## Goal of the exercise
Every line below that holds the string "components" should be copied out.

%%

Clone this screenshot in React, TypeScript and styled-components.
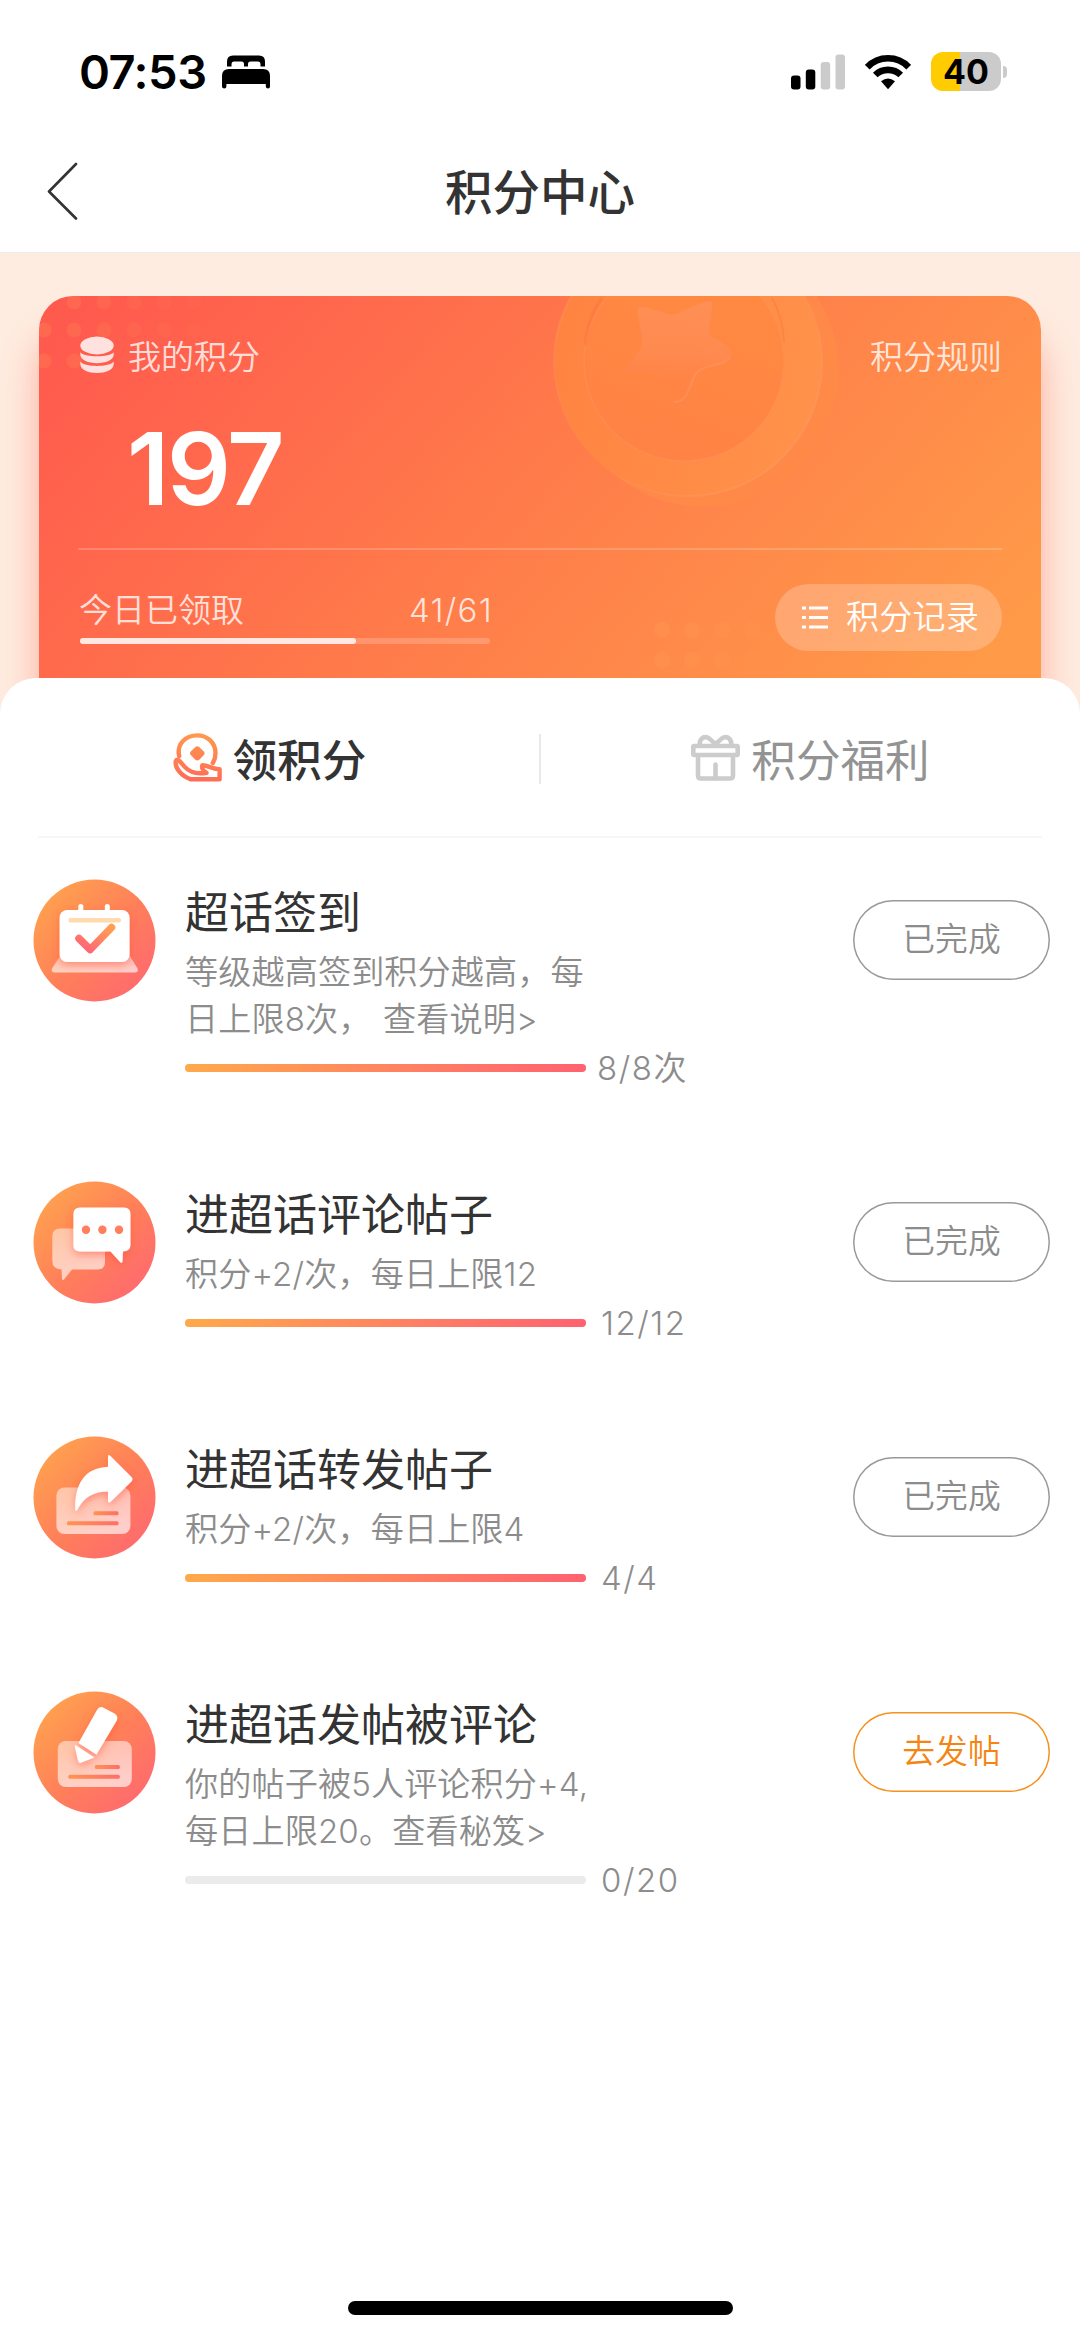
import React from "react";
import styled, { createGlobalStyle } from "styled-components";

const GlobalStyle = createGlobalStyle`
  * { box-sizing: border-box; }
  body {
    margin: 0;
    background: #fff;
    font-family: "Noto Sans CJK SC", sans-serif;
    -webkit-font-smoothing: antialiased;
  }
`;

const Screen = styled.main`
  display: flex;
  flex-direction: column;
  width: 1080px;
  height: 2337px;
  overflow: hidden;
  background: #fff;
`;

const StatusBar = styled.header`
  display: flex;
  flex: none;
  align-items: center;
  justify-content: space-between;
  height: 130px;
  padding: 13px 73px 0 79px;
`;

const StatusGroup = styled.div<{ $gap: number }>`
  display: flex;
  align-items: center;
  gap: ${(p) => p.$gap}px;
`;

const Clock = styled.span`
  font: 600 47px/56px Inter, sans-serif;
  letter-spacing: -0.5px;
  color: #000;
`;

const Battery = styled.div`
  display: flex;
  align-items: center;
  gap: 2px;
`;

const BatteryBody = styled.div`
  display: flex;
  align-items: center;
  justify-content: center;
  width: 70px;
  height: 39px;
  border-radius: 12px;
  background: linear-gradient(90deg, #ffcc00 41.5%, #cbcbcb 41.5%);
  font: 700 34px/39px Inter, sans-serif;
  color: #000;
`;

const BatteryNub = styled.div`
  width: 4px;
  height: 12px;
  border-radius: 0 4px 4px 0;
  background: #cbcbcb;
`;

const NavBar = styled.nav`
  display: grid;
  flex: none;
  grid-template-columns: 1fr auto 1fr;
  align-items: center;
  height: 123px;
  padding: 0 46px;
  border-bottom: 1px solid #ececec;
`;

const NavTitle = styled.h1`
  margin: 0 0 3px;
  font-size: 47.5px;
  font-weight: 500;
  line-height: 60px;
  color: #333;
`;

const Hero = styled.section`
  flex: none;
  height: 465px;
  padding: 43px 39px 0;
  background: #feece0;
`;

const Card = styled.div`
  position: relative;
  height: 422px;
  padding: 39px 39px 0;
  border-radius: 34px;
  background: linear-gradient(132deg, #ff5a4e 4%, #ff7d4a 50%, #ff9a49 92%);
  box-shadow: 0 40px 36px rgba(255, 88, 66, 0.42);
  color: #fff;
`;

const CardArt = styled.svg`
  position: absolute;
  inset: 0;
  border-radius: 34px;
`;

const CardContent = styled.div`
  position: relative;
`;

const CardTop = styled.div`
  display: flex;
  align-items: center;
  justify-content: space-between;
  height: 40px;
  font-size: 33px;
  font-weight: 350;
  line-height: 40px;
  color: rgba(255, 255, 255, 0.8);
`;

const CardLabel = styled.div`
  display: flex;
  align-items: center;
  gap: 14px;
  padding-left: 2px;
`;

const Points = styled.div`
  margin: 44px 0 29px 49px;
  font: 560 100px/100px Inter, sans-serif;
  letter-spacing: -2.2px;
`;

const CardRule = styled.div`
  height: 2px;
  background: rgba(255, 255, 255, 0.2);
`;

const CardBottom = styled.div`
  display: flex;
  align-items: flex-start;
  justify-content: space-between;
`;

const Today = styled.div`
  width: 412px;
  padding: 38px 0 0 1px;
`;

const TodayText = styled.div`
  display: flex;
  justify-content: space-between;
  font-size: 33px;
  font-weight: 350;
  line-height: 40px;
  color: rgba(255, 255, 255, 0.8);
`;

const TodayCount = styled.span`
  margin-right: -3px;
  padding-top: 2px;
  font-family: Inter, sans-serif;
  letter-spacing: 1.3px;
`;

const TodayTrack = styled.div`
  height: 6px;
  margin: 8px 0 0 1px;
  border-radius: 3px;
  background: rgba(255, 255, 255, 0.2);
`;

const TodayFill = styled.div`
  height: 6px;
  border-radius: 3px;
  background: rgba(255, 255, 255, 0.8);
`;

const RecordButton = styled.button`
  display: flex;
  align-items: center;
  gap: 18px;
  width: 227px;
  height: 67px;
  margin-top: 34px;
  padding: 0 0 5px 27px;
  border: 0;
  border-radius: 34px;
  background: rgba(255, 255, 255, 0.22);
  font-family: inherit;
  font-size: 33px;
  font-weight: 350;
  letter-spacing: 0.3px;
  white-space: nowrap;
  color: #fff;
`;

const ListGlyph = styled.svg`
  margin-top: 4px;
`;

const Sheet = styled.section`
  position: relative;
  flex: none;
  margin-top: -40px;
  border-radius: 36px 36px 0 0;
  background: #fff;
`;

const Tabs = styled.div`
  display: flex;
  align-items: center;
  height: 158px;
`;

const Tab = styled.div<{ $active?: boolean }>`
  display: flex;
  flex: 1;
  align-items: center;
  justify-content: center;
  gap: 11px;
  padding-top: 1px;
  font-size: 44.6px;
  font-weight: ${(p) => (p.$active ? 500 : 400)};
  line-height: 60px;
  color: ${(p) => (p.$active ? "#333" : "#939393")};
`;

const TabDivider = styled.div`
  width: 2px;
  height: 50px;
  margin-top: 4px;
  background: #e9e9e9;
`;

const SheetRule = styled.div`
  height: 2px;
  margin: 0 38px;
  background: #f6f6f6;
`;

const TaskList = styled.ul`
  display: flex;
  flex-direction: column;
  gap: 89px;
  margin: 0;
  padding: 41px 30px 0 33px;
  list-style: none;
`;

const Task = styled.li`
  display: grid;
  grid-template-columns: 123px 1fr 197px;
  column-gap: 29px;
  align-items: start;
`;

const TaskTitle = styled.h2`
  margin: 0 0 8px;
  font-size: 44px;
  font-weight: 400;
  line-height: 62px;
  color: #333;
`;

const TaskText = styled.p`
  margin: 0 0 1px;
  font-family: Inter, "Noto Sans CJK SC", sans-serif;
  font-size: 33.1px;
  font-weight: 350;
  letter-spacing: 0.15px;
  line-height: 47px;
  white-space: pre;
  word-spacing: 2px;
  color: #8c8c8c;
`;

const Progress = styled.div<{ $gap: number }>`
  display: flex;
  align-items: center;
  gap: ${(p) => p.$gap}px;
  height: 48px;
`;

const Track = styled.div`
  width: 401px;
  height: 8px;
  border-radius: 4px;
  background: #ebebeb;
`;

const Fill = styled.div`
  height: 8px;
  border-radius: 4px;
  background: linear-gradient(90deg, #ffa94a, #ff7d64 60%, #ff6270);
`;

const Count = styled.span`
  font-family: Inter, "Noto Sans CJK SC", sans-serif;
  font-size: 33px;
  font-weight: 350;
  line-height: 48px;
  letter-spacing: 1.5px;
  color: #8c8c8c;
`;

const Action = styled.button<{ $primary?: boolean }>`
  height: 80px;
  margin-top: 21px;
  padding: 0 0 7px;
  border: 0;
  border-radius: 40px;
  box-shadow: inset 0 0 0 1.5px ${(p) => (p.$primary ? "#f5911e" : "#999")};
  background: #fff;
  font-family: inherit;
  font-size: 32.8px;
  font-weight: 350;
  color: ${(p) => (p.$primary ? "#f58512" : "#8c8c8c")};
`;

const HomeIndicator = styled.div`
  flex: none;
  width: 385px;
  height: 14px;
  margin: auto auto 22px;
  border-radius: 7px;
  background: #000;
`;

const BedIcon = () => (
  <svg width="48" height="34" viewBox="0 0 48 34">
    <path d="M5 11V6.500Q5 .5 11 .5H37Q43 .5 43 6.500V11.500H38.500V9.500Q38.500 6.500 36 6.500H28.500Q26 6.500 26 9V11.500H22V9Q22 6.500 19.500 6.500H12Q9.500 6.500 9.500 9.500V11.500H5Z" />
    <path d="M0 21Q0 14 7 14H41Q48 14 48 21V31.500Q48 33.500 46 33.500T43.800 31.500V29H4.400V31.500Q4.400 33.500 2.200 33.500T0 31.500Z" />
  </svg>
);

const SignalIcon = () => (
  <svg width="54" height="36" viewBox="0 0 54 36">
    <rect x="0" y="21.500" width="9.500" height="14" rx="3" />
    <rect x="14.800" y="15.500" width="9.500" height="20" rx="3" />
    <rect x="29.700" y="8" width="9.500" height="27.500" rx="3" fill="#cbcbcb" />
    <rect x="44.500" y="0.500" width="9.500" height="35" rx="3" fill="#cbcbcb" />
  </svg>
);

const WifiIcon = () => (
  <svg width="46" height="36" viewBox="0 0 46 36" fill="none" stroke="#000" strokeWidth="6.600">
    <path d="M2.300 13.200C13.500 1.300 32.500 1.300 43.700 13.200" />
    <path d="M10.300 21C17.200 14.100 28.800 14.100 35.700 21" />
    <path d="M16 27.300Q23 21.500 30 27.300L23 35.200Z" fill="#000" stroke="none" />
  </svg>
);

const BackIcon = () => (
  <svg width="32" height="58" viewBox="0 0 32 58" fill="none" stroke="#333" strokeWidth="2.600" strokeLinecap="round" strokeLinejoin="round">
    <path d="M30 2L3 29.500L30 56.500" />
  </svg>
);

const CoinsIcon = () => (
  <svg width="34" height="38" viewBox="0 0 34 38" fill="#fff" fillOpacity="0.82">
    <ellipse cx="17" cy="9.500" rx="16.700" ry="9" />
    <path d="M.3 16.200C4 21.500 30 21.500 33.700 16.200V18.500C33.700 30 .3 30 .3 18.500Z" />
    <path d="M.3 25.600C4 31.500 30 31.500 33.700 25.600V28C33.700 40 .3 40 .3 28Z" />
  </svg>
);

const HandCoinIcon = () => (
  <svg width="49" height="49" viewBox="0 0 49 49" fill="none" stroke="url(#tabTint)" strokeWidth="4.400" strokeLinejoin="round" strokeLinecap="round">
    <defs>
      <linearGradient id="tabTint" gradientUnits="userSpaceOnUse" x1="24" y1="0" x2="20" y2="48">
        <stop offset="0" stopColor="#ff9a4c" />
        <stop offset="1" stopColor="#ff6b57" />
      </linearGradient>
    </defs>
    <path d="M6.200 23C3.500 11.500 12 2.400 24.300 2.400C34.500 2.400 42.500 10 42.500 20C42.500 24 41.600 27.200 39.800 30" />
    <path d="M22.100 14.300Q24.300 12 26.500 14.300L30.600 18.300Q32.600 20.300 30.600 22.300L26.500 26.500Q24.300 28.500 22.100 26.500L18 22.300Q16 20.300 18 18.300Z" fill="url(#tabTint)" stroke="none" />
    <path d="M2.800 28C1.500 34.500 8 43 18 46.300H46.600V36.200C40 36.200 35.500 32.600 29.500 32.200C28 34.800 30.500 38 33.500 39.800C24 41.300 16 38.600 11.500 33.600L7 28.500C5 26.300 3.300 26.300 2.800 28Z" />
  </svg>
);

const GiftIcon = () => (
  <svg width="49" height="48" viewBox="0 0 49 48" fill="none" stroke="#ccc" strokeWidth="4.600" strokeLinejoin="round" strokeLinecap="round">
    <rect x="2.300" y="12" width="44.400" height="9" rx="1" />
    <path d="M7 22V41.500Q7 44.500 10 44.500H39Q42 44.500 42 41.500V22" />
    <path d="M24.500 30.500V44" />
    <path d="M8.800 11.500C8 5.500 12 2.600 15.500 3.200C18.500 3.700 21.500 7.500 24.500 10.500C27.500 7.500 30.500 3.700 33.500 3.200C37 2.600 41 5.500 40.200 11.500" />
  </svg>
);

const CardBackdrop = () => (
  <CardArt width="1002" height="422" viewBox="39 296 1002 422">
    <defs>
      <linearGradient id="coinRim" x1="0" y1="0.300" x2="1" y2="0.500">
        <stop offset="0" stopColor="#ff8341" />
        <stop offset="1" stopColor="#ff924a" />
      </linearGradient>
      <linearGradient id="coinFace" x1="0.200" y1="1" x2="0.600" y2="0">
        <stop offset="0" stopColor="#ff8245" />
        <stop offset="1" stopColor="#ff8a41" />
      </linearGradient>
      <linearGradient id="starFill" x1="0.500" y1="0" x2="0.450" y2="1">
        <stop offset="0" stopColor="#ff8f56" />
        <stop offset="0.500" stopColor="#ff8a50" />
        <stop offset="0.900" stopColor="#ff8148" stopOpacity="0.200" />
      </linearGradient>
      <linearGradient id="rimEdge" x1="0" y1="0" x2="1" y2="1">
        <stop offset="0" stopColor="#ff945a" stopOpacity="0.600" />
        <stop offset="0.500" stopColor="#ff945a" stopOpacity="0" />
        <stop offset="0.900" stopColor="#ff945a" />
      </linearGradient>
    </defs>
    <circle cx="703" cy="371" r="136" fill="#ff8b47" opacity="0.700" />
    <circle cx="688" cy="362" r="134" fill="url(#coinRim)" stroke="url(#rimEdge)" strokeWidth="2" />
    <circle cx="684" cy="361" r="100" fill="url(#coinFace)" stroke="#ff9158" strokeOpacity="0.500" strokeWidth="1.500" />
    <path d="M585 345Q588 316 602 298" fill="none" stroke="#ff7240" strokeWidth="3" opacity="0.450" />
    <path d="M772 298Q783 318 784 342" fill="none" stroke="#ff7c3e" strokeWidth="2" opacity="0.600" />
    <path d="M638 314Q636 306 644 307L668 314Q674 316 680 312L704 302Q713 298 712 307L709 330Q709 335 714 338L726 345Q733 350 730 357Q727 362 718 364L704 368Q697 370 694 377L687 394Q683 402 674 402L657 376Q652 372 643 373L626 374Q620 373 627 367L640 350Q643 345 642 337Z" fill="url(#starFill)" />
    <path d="M730 357Q727 362 718 364L704 368Q697 370 694 377L687 394Q683 402 674 402" fill="none" stroke="#ff9562" strokeWidth="2" opacity="0.600" />
    {[0, 1, 2, 3, 4, 5].map((i) => (
      <g key={i} fill="#ff8055" opacity={0.4 - i * 0.06}>
        {i > 0 && <circle cx={44 + i * 30} cy="302" r="7.500" />}
        <circle cx={44 + i * 30} cy="330" r="7.500" />
        {i < 2 && <circle cx={44 + i * 30} cy="361" r="7.500" />}
      </g>
    ))}
    {[0, 1, 2, 3, 4].map((i) => (
      <g key={i} fill="#ff9a4e" opacity={0.4 - i * 0.08}>
        <circle cx={662 + i * 30} cy="630" r="8" />
        <circle cx={662 + i * 30} cy="660" r="8" />
      </g>
    ))}
  </CardArt>
);

type IconKind = "calendar" | "chat" | "share" | "pen";

const glyphs: Record<IconKind, React.ReactNode> = {
  calendar: (
    <>
      <path d="M27 77H97L104.500 89.500Q106 93.500 101.500 93.500H22Q17.500 93.500 19 89.500Z" fill="url(#glass)" />
      <g fill="#fff">
        <rect x="26.600" y="31" width="70" height="52" rx="7.500" filter="url(#lift)" />
        <rect x="45.300" y="25" width="5" height="12" rx="2.500" />
        <rect x="71.800" y="25" width="5" height="12" rx="2.500" />
      </g>
      <rect x="35.500" y="39" width="52.500" height="4.400" rx="2" fill="#ffdaaf" />
      <path d="M46 59.500L57.200 70.500L78.500 48.500" fill="none" stroke="url(#mark)" strokeWidth="7.500" strokeLinecap="round" strokeLinejoin="round" />
    </>
  ),
  chat: (
    <>
      <path d="M27 47.500H65Q72 47.500 72 55V81Q72 88.500 64.500 88.500H39L31 98.500Q29.300 100 29 97.500L28.500 88.500Q19.300 88 19.300 80V55.500Q19.300 47.500 27 47.500Z" fill="url(#glass)" />
      <path d="M47 26.500H91Q97.500 26.500 97.500 33V64Q97.500 70 90 70.500L89.500 80.500Q89 83 87 81L77.500 70.500H47Q40.400 70.500 40.400 64V33Q40.400 26.500 47 26.500Z" fill="#fff" filter="url(#lift)" />
      {[53, 69.4, 86].map((cx) => (
        <circle key={cx} cx={cx} cy="48.800" r="4.200" fill="#ff7e5c" />
      ))}
    </>
  ),
  share: (
    <>
      <rect x="23.400" y="51.500" width="74" height="46.500" rx="8" fill="url(#glass)" />
      <rect x="60.500" y="75.300" width="25" height="4" rx="1.500" fill="url(#lines)" />
      <rect x="34" y="85.300" width="51.500" height="4" rx="1.500" fill="url(#lines)" />
      <path d="M75 21Q75 17.500 77.500 20L98.500 41Q100.500 43.200 98.500 45.400L78 65.500Q75 68 75 64.500V55.500C61 55.500 51 61 44.500 73.500Q42.500 76.500 42.200 73C42 48 51 32 75 30.700Z" fill="#fff" filter="url(#lift)" />
    </>
  ),
  pen: (
    <>
      <rect x="24.800" y="50" width="74" height="46" rx="8" fill="url(#glass)" />
      <rect x="61.800" y="74" width="25" height="4" rx="1.500" fill="url(#lines)" />
      <rect x="35.300" y="83.800" width="51.500" height="4" rx="1.500" fill="url(#lines)" />
      <g fill="#fff" filter="url(#lift)">
        <path d="M45.500 52L64 19Q66.500 14.500 71 17L81.500 22.500Q86 25.500 83.500 30L63.500 63.500Z" />
        <path d="M43.200 54.500L61.300 66.500L48.500 71.500Q45.500 72.500 45 69.500L42 56.500Q41.500 53.500 43.200 54.500Z" />
      </g>
    </>
  ),
};

const TaskIcon = ({ kind }: { kind: IconKind }) => (
  <svg width="123" height="123" viewBox="0 0 123 123">
    <defs>
      <linearGradient id="disc" x1="0.100" y1="0.150" x2="0.850" y2="0.900">
        <stop offset="0" stopColor="#ffa04f" />
        <stop offset="0.550" stopColor="#ff7e5a" />
        <stop offset="1" stopColor="#ff6b6e" />
      </linearGradient>
      <linearGradient id="glass" x1="0" y1="0" x2="0.300" y2="1">
        <stop offset="0" stopColor="#fff" stopOpacity="0.480" />
        <stop offset="1" stopColor="#fff" stopOpacity="0.650" />
      </linearGradient>
      <linearGradient id="mark" x1="1" y1="0" x2="0.200" y2="1">
        <stop offset="0" stopColor="#ffa050" />
        <stop offset="1" stopColor="#ff6676" />
      </linearGradient>
      <linearGradient id="lines">
        <stop offset="0" stopColor="#ff9450" />
        <stop offset="1" stopColor="#ff6e68" />
      </linearGradient>
      <filter id="lift" x="-30%" y="-30%" width="160%" height="170%">
        <feDropShadow dx="0" dy="3" stdDeviation="4" floodColor="#ff4a30" floodOpacity="0.500" />
      </filter>
    </defs>
    <circle cx="61.500" cy="61.500" r="61" fill="url(#disc)" />
    {glyphs[kind]}
  </svg>
);

interface TaskData {
  kind: IconKind;
  title: string;
  text: string;
  done: number;
  total: number;
  unit?: string;
  action: string;
  open?: boolean;
}

const tasks: TaskData[] = [
  { kind: "calendar", title: "超话签到", text: "等级越高签到积分越高，每\n日上限8次，\u00a0查看说明>", done: 8, total: 8, unit: "次", action: "已完成" },
  { kind: "chat", title: "进超话评论帖子", text: "积分+2/次，每日上限12", done: 12, total: 12, action: "已完成" },
  { kind: "share", title: "进超话转发帖子", text: "积分+2/次，每日上限4", done: 4, total: 4, action: "已完成" },
  { kind: "pen", title: "进超话发帖被评论", text: "你的帖子被5人评论积分+4,\n每日上限20。查看秘笈>", done: 0, total: 20, action: "去发帖", open: true },
];

export default function App() {
  return (
    <Screen>
      <GlobalStyle />
      <StatusBar>
        <StatusGroup $gap={15}>
          <Clock>07:53</Clock>
          <BedIcon />
        </StatusGroup>
        <StatusGroup $gap={20}>
          <SignalIcon />
          <WifiIcon />
          <Battery>
            <BatteryBody>40</BatteryBody>
            <BatteryNub />
          </Battery>
        </StatusGroup>
      </StatusBar>
      <NavBar>
        <BackIcon />
        <NavTitle>积分中心</NavTitle>
      </NavBar>
      <Hero>
        <Card>
          <CardBackdrop />
          <CardContent>
            <CardTop>
              <CardLabel>
                <CoinsIcon />
                我的积分
              </CardLabel>
              <span>积分规则</span>
            </CardTop>
            <Points>197</Points>
            <CardRule />
            <CardBottom>
              <Today>
                <TodayText>
                  <span>今日已领取</span>
                  <TodayCount>41/61</TodayCount>
                </TodayText>
                <TodayTrack>
                  <TodayFill style={{ width: `${(41 / 61) * 100}%` }} />
                </TodayTrack>
              </Today>
              <RecordButton>
                <ListGlyph width="26" height="24" viewBox="0 0 26 24" stroke="#fff" strokeWidth="3">
                  <path d="M0 3H4M7 3H26M0 12.500H4M7 12.500H26M0 22H4M7 22H26" />
                </ListGlyph>
                积分记录
              </RecordButton>
            </CardBottom>
          </CardContent>
        </Card>
      </Hero>
      <Sheet>
        <Tabs>
          <Tab $active>
            <HandCoinIcon />
            领积分
          </Tab>
          <TabDivider />
          <Tab>
            <GiftIcon />
            积分福利
          </Tab>
        </Tabs>
        <SheetRule />
        <TaskList>
          {tasks.map((t) => (
            <Task key={t.title}>
              <TaskIcon kind={t.kind} />
              <div>
                <TaskTitle>{t.title}</TaskTitle>
                <TaskText>{t.text}</TaskText>
                <Progress $gap={t.unit ? 11 : 15}>
                  <Track>
                    <Fill style={{ width: `${(t.done / t.total) * 100}%` }} />
                  </Track>
                  <Count>
                    {t.done}/{t.total}
                    {t.unit}
                  </Count>
                </Progress>
              </div>
              <Action $primary={t.open}>{t.action}</Action>
            </Task>
          ))}
        </TaskList>
      </Sheet>
      <HomeIndicator />
    </Screen>
  );
}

%%

## Solution to this exercise
Clone this screenshot in React, TypeScript and styled-components.
import styled, { createGlobalStyle } from "styled-components";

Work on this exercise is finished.